BEGIN

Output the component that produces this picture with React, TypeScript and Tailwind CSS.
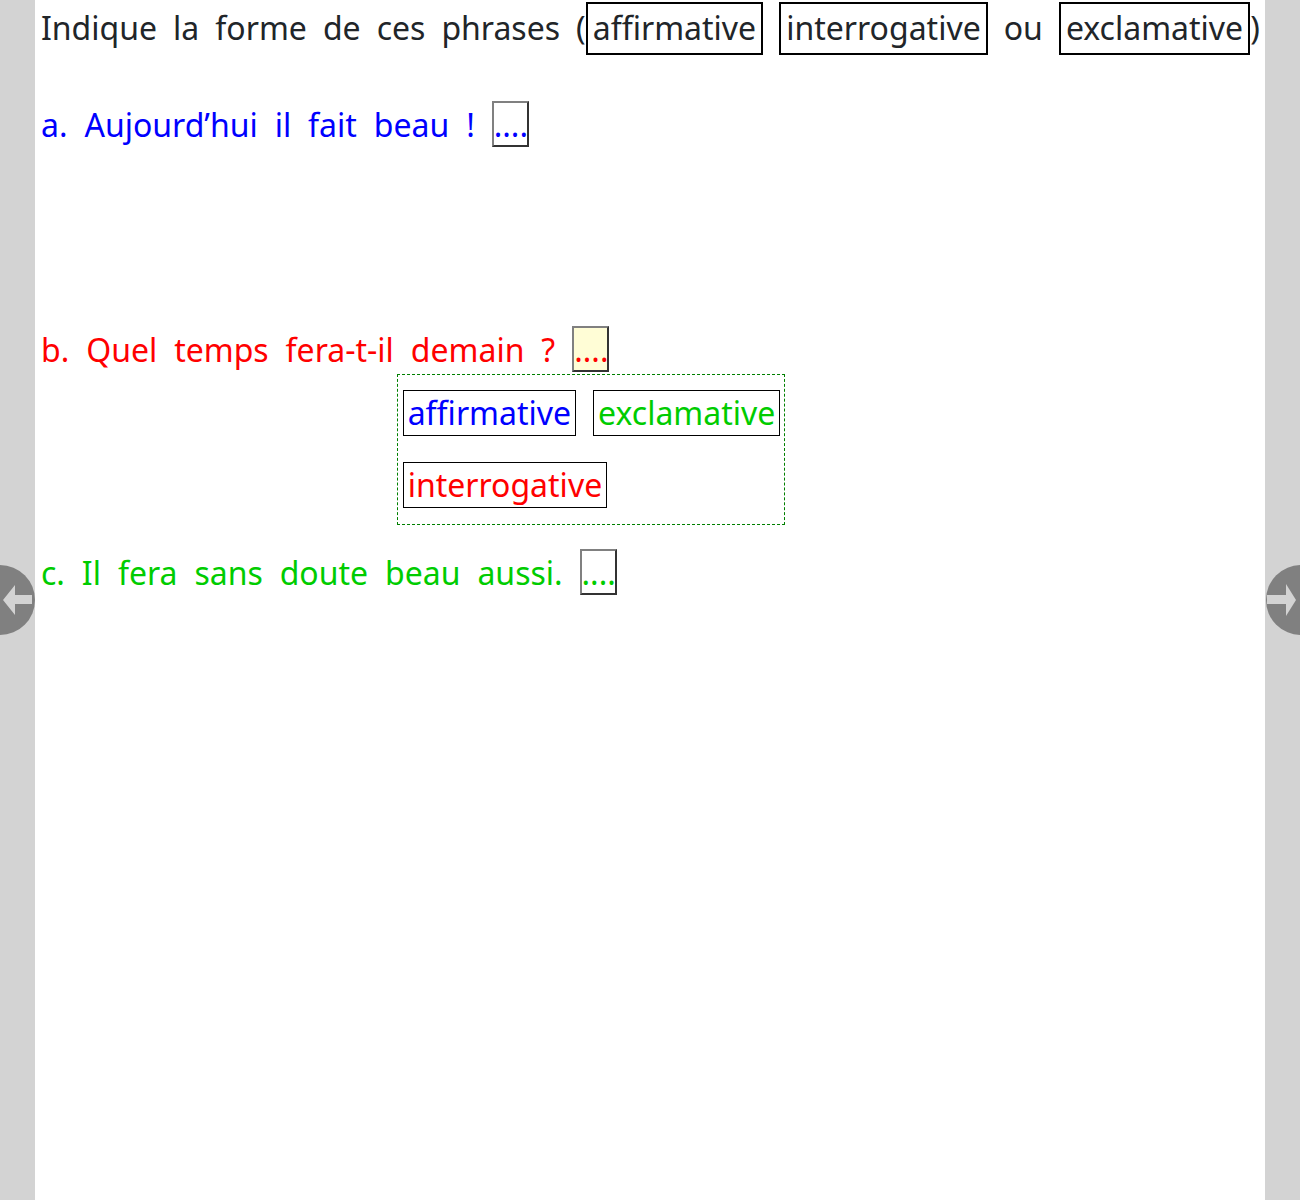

END
BEGIN

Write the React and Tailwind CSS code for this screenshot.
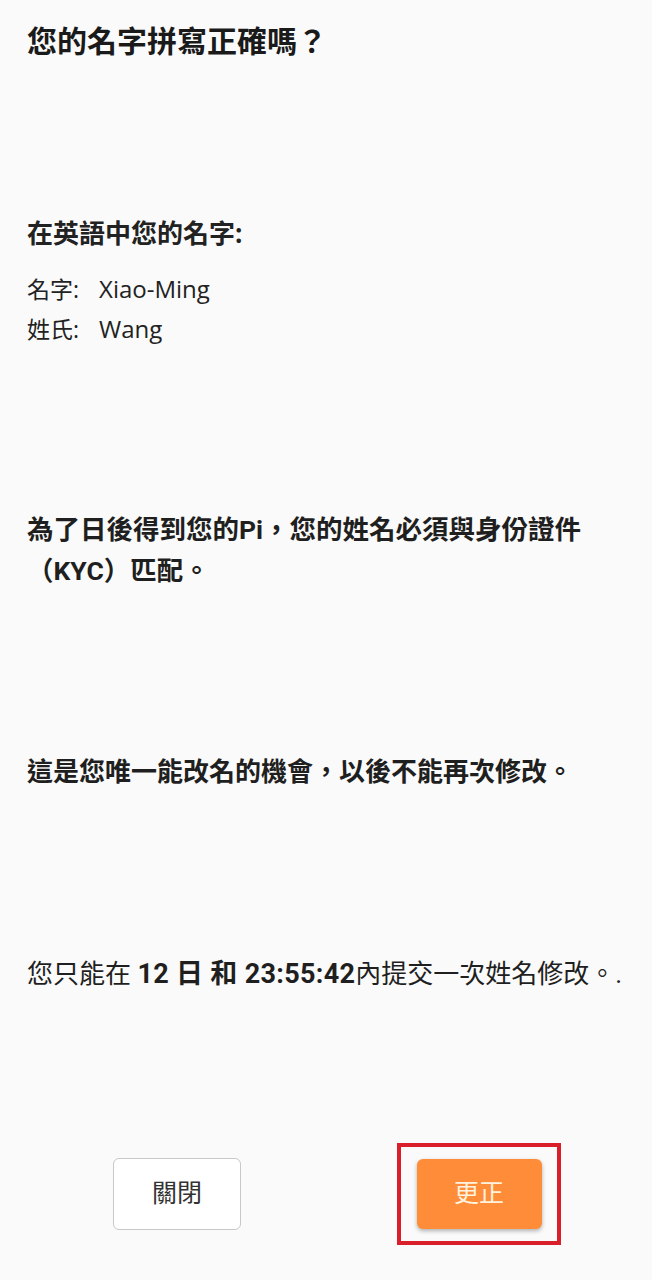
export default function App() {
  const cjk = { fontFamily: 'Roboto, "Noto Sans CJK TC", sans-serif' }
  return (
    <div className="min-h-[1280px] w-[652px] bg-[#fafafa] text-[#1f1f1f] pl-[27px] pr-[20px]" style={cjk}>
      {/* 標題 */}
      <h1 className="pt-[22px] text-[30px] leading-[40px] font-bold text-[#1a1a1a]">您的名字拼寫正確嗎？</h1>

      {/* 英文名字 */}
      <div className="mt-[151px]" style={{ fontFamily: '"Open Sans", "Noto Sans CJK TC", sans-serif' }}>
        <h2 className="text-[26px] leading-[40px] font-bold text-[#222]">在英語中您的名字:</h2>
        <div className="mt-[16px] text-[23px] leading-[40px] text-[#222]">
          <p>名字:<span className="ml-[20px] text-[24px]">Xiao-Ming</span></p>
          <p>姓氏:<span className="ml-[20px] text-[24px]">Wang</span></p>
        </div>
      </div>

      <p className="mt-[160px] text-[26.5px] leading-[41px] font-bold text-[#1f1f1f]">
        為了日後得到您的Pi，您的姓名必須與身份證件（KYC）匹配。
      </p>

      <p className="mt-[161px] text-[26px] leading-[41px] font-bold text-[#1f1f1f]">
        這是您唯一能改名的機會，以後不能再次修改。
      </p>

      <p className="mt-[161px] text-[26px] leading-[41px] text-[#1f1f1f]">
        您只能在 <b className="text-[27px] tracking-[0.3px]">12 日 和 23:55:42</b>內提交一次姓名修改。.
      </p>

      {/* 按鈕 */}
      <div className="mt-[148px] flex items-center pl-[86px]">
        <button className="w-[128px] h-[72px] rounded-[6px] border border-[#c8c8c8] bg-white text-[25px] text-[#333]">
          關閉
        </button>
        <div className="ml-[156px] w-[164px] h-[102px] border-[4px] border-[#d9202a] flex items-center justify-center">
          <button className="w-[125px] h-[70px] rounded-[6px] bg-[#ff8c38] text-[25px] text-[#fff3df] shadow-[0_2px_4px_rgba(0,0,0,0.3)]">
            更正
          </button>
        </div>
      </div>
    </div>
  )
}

END
BEGIN

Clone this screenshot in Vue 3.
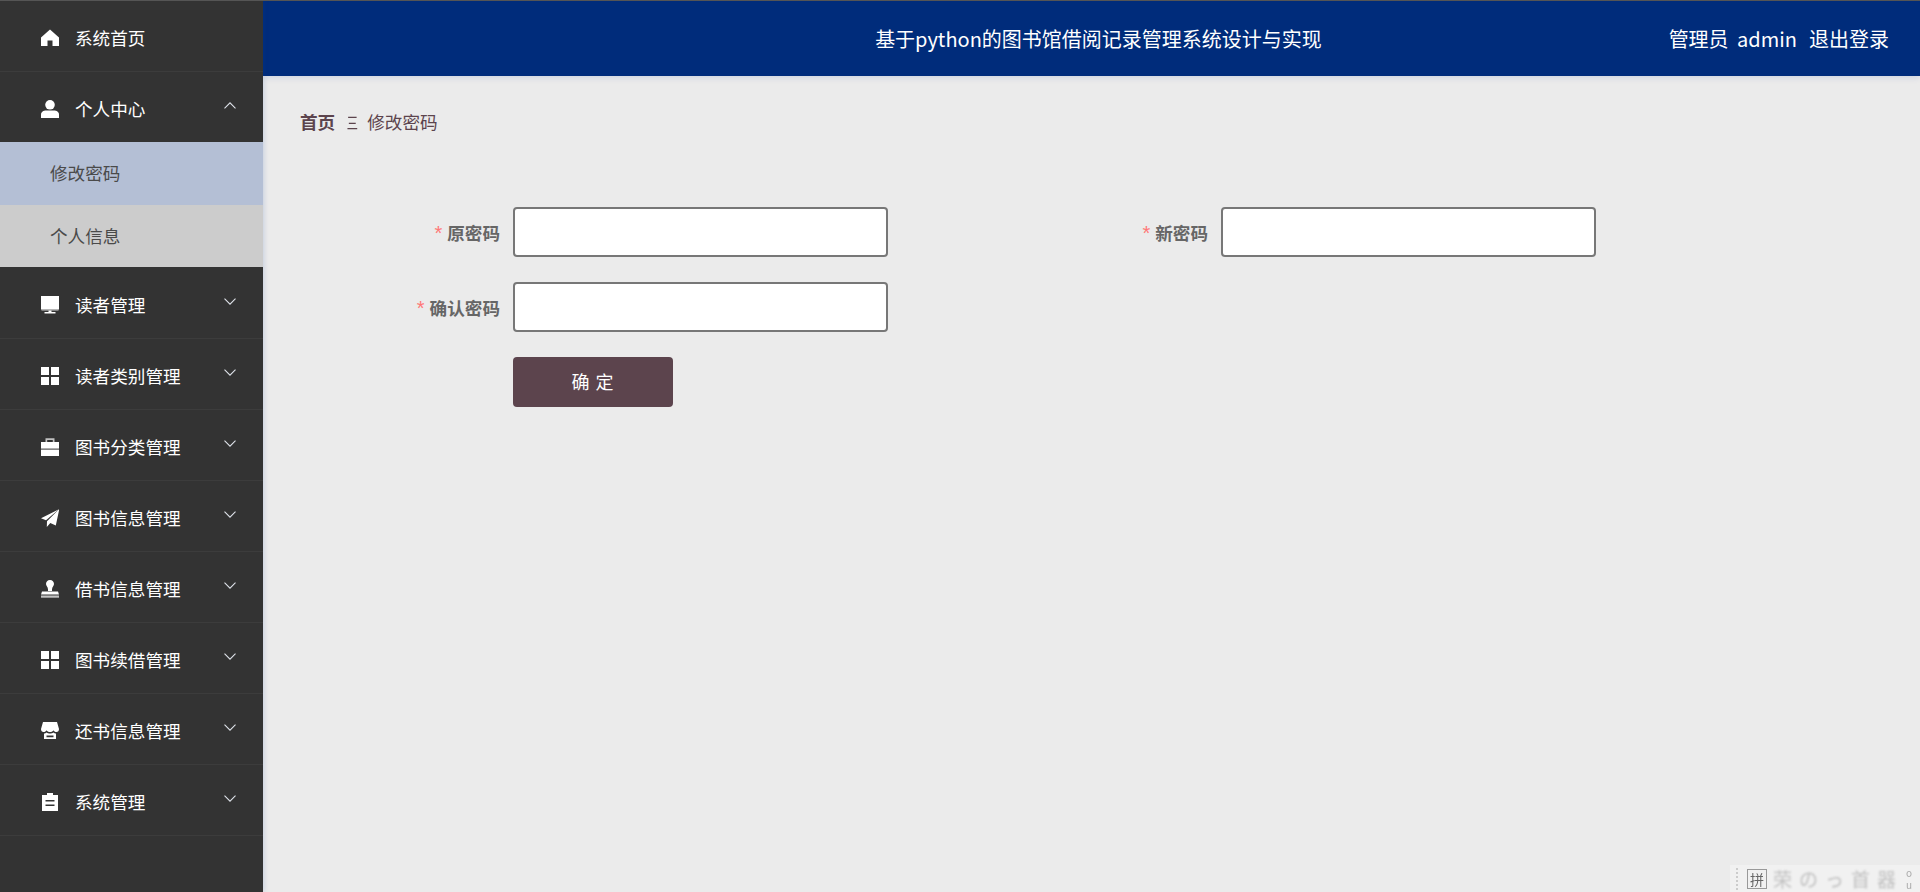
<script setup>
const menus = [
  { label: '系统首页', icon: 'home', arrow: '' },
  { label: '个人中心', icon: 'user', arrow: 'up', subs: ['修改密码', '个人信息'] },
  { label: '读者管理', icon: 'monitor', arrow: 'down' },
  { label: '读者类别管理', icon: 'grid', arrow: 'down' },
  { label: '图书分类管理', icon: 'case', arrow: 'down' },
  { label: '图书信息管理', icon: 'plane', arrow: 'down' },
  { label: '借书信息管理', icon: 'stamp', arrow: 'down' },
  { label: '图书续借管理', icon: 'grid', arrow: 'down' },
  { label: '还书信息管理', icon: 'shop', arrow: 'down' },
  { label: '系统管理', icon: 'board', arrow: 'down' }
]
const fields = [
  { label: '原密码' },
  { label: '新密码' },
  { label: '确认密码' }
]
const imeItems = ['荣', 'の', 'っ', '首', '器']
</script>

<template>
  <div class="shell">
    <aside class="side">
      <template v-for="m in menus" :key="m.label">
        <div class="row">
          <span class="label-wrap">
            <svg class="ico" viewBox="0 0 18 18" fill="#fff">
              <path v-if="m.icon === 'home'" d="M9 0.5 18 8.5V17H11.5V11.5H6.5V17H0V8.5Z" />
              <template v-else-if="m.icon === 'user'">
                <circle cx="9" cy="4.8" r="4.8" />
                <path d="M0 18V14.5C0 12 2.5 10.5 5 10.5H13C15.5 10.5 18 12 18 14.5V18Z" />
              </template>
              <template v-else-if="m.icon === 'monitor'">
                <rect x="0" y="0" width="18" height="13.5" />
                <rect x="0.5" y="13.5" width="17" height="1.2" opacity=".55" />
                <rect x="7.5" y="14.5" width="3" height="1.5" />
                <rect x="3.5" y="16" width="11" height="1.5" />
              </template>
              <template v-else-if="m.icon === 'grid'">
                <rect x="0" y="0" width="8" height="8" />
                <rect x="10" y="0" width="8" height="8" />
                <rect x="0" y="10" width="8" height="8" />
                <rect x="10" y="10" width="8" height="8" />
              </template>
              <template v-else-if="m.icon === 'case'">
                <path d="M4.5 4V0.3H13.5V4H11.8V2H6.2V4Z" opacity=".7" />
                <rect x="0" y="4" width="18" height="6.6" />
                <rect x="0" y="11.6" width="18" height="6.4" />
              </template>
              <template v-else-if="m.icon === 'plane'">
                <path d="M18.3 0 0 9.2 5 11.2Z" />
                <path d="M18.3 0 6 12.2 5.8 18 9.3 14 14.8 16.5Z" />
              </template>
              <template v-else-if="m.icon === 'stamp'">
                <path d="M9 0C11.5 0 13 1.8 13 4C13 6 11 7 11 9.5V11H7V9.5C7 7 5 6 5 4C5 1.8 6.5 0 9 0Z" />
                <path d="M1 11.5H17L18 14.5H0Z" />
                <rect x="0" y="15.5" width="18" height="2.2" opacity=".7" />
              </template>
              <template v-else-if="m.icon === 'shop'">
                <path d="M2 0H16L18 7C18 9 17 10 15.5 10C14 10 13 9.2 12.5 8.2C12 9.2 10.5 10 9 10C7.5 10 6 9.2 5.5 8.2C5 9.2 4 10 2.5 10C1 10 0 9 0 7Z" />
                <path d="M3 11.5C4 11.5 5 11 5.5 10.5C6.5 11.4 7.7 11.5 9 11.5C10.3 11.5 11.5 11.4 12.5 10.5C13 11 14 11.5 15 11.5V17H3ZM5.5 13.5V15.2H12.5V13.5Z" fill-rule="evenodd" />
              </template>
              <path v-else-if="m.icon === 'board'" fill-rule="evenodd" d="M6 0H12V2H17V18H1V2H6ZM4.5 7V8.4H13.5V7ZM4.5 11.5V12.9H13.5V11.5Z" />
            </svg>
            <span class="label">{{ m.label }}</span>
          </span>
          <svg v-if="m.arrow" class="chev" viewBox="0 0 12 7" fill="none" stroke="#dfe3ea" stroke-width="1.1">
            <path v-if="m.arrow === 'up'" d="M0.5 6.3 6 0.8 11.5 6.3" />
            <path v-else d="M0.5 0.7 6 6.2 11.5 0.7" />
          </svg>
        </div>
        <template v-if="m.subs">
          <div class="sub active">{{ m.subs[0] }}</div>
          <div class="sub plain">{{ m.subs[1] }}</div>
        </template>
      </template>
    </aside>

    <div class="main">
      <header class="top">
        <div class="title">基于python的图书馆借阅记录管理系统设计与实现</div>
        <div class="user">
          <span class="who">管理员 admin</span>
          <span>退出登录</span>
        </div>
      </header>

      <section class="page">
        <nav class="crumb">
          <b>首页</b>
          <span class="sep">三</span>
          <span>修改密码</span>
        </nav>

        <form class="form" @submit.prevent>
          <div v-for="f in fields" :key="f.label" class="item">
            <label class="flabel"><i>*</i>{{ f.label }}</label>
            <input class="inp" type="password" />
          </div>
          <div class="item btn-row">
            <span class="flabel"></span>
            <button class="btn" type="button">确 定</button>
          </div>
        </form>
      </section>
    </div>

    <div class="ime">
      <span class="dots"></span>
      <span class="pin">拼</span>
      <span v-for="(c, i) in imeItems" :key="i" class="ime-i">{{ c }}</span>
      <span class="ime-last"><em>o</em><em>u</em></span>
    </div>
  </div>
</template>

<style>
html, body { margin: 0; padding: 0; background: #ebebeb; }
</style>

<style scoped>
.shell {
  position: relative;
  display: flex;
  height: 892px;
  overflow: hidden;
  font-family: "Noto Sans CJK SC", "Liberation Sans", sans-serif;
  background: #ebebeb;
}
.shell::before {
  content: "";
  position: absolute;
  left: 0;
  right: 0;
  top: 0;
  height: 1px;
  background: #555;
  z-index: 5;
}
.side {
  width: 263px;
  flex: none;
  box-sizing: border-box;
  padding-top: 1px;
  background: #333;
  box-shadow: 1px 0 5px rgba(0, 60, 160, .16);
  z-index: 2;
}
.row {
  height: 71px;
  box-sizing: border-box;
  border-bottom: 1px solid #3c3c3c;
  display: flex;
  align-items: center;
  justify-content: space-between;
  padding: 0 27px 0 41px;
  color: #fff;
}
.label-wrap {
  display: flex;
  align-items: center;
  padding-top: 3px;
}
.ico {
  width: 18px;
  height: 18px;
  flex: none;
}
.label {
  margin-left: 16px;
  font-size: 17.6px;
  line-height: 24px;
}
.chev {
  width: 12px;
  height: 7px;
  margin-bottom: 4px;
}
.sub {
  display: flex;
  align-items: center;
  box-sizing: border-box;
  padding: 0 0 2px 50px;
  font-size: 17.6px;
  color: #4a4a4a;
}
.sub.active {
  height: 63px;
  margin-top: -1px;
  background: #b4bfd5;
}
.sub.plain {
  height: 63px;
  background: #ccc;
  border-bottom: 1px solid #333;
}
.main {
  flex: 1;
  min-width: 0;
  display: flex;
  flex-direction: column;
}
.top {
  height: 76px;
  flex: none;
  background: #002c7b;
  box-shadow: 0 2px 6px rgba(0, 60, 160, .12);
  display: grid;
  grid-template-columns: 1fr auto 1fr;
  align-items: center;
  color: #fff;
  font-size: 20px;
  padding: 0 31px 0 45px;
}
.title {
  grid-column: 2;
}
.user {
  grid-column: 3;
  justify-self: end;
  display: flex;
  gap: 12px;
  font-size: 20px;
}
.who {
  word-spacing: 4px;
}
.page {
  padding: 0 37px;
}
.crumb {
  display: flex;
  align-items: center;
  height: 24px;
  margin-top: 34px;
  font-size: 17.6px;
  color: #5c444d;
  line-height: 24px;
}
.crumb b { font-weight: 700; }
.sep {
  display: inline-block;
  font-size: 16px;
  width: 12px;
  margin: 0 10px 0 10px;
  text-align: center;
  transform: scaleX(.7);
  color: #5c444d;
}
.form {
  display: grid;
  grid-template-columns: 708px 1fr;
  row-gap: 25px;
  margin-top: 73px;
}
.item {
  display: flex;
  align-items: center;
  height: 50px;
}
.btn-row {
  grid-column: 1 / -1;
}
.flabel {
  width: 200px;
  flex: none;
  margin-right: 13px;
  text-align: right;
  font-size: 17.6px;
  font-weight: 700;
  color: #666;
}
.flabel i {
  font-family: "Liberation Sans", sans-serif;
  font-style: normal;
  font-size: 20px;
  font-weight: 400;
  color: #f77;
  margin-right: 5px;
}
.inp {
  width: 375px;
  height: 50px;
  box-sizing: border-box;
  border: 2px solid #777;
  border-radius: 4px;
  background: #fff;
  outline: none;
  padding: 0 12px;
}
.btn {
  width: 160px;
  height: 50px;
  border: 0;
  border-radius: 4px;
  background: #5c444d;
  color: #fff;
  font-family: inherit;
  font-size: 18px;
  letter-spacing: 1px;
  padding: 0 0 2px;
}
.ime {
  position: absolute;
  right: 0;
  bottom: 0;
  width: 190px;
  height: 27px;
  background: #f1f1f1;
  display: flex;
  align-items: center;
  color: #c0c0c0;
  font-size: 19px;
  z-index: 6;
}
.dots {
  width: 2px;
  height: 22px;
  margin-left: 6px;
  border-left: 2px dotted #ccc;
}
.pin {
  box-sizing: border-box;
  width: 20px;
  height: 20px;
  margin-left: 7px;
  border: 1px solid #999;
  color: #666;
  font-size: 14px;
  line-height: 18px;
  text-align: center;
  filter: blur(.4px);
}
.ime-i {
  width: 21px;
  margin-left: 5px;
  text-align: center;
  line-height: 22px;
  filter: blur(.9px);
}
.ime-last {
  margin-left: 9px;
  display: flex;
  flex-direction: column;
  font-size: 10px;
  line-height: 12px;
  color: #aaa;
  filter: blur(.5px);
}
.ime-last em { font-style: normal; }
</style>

END

### WORK TO COMPLETE
Only the stretch from the line with "Write the React" through the line with "text-[30px] leading-[40px] font-bold" should be copied, exactly and with both ends. Drop the pictures.

### EXERCISE RESPONSE
Write the React and Tailwind CSS code for this screenshot.
export default function App() {
  const cjk = { fontFamily: 'Roboto, "Noto Sans CJK TC", sans-serif' }
  return (
    <div className="min-h-[1280px] w-[652px] bg-[#fafafa] text-[#1f1f1f] pl-[27px] pr-[20px]" style={cjk}>
      {/* 標題 */}
      <h1 className="pt-[22px] text-[30px] leading-[40px] font-bold text-[#1a1a1a]">您的名字拼寫正確嗎？</h1>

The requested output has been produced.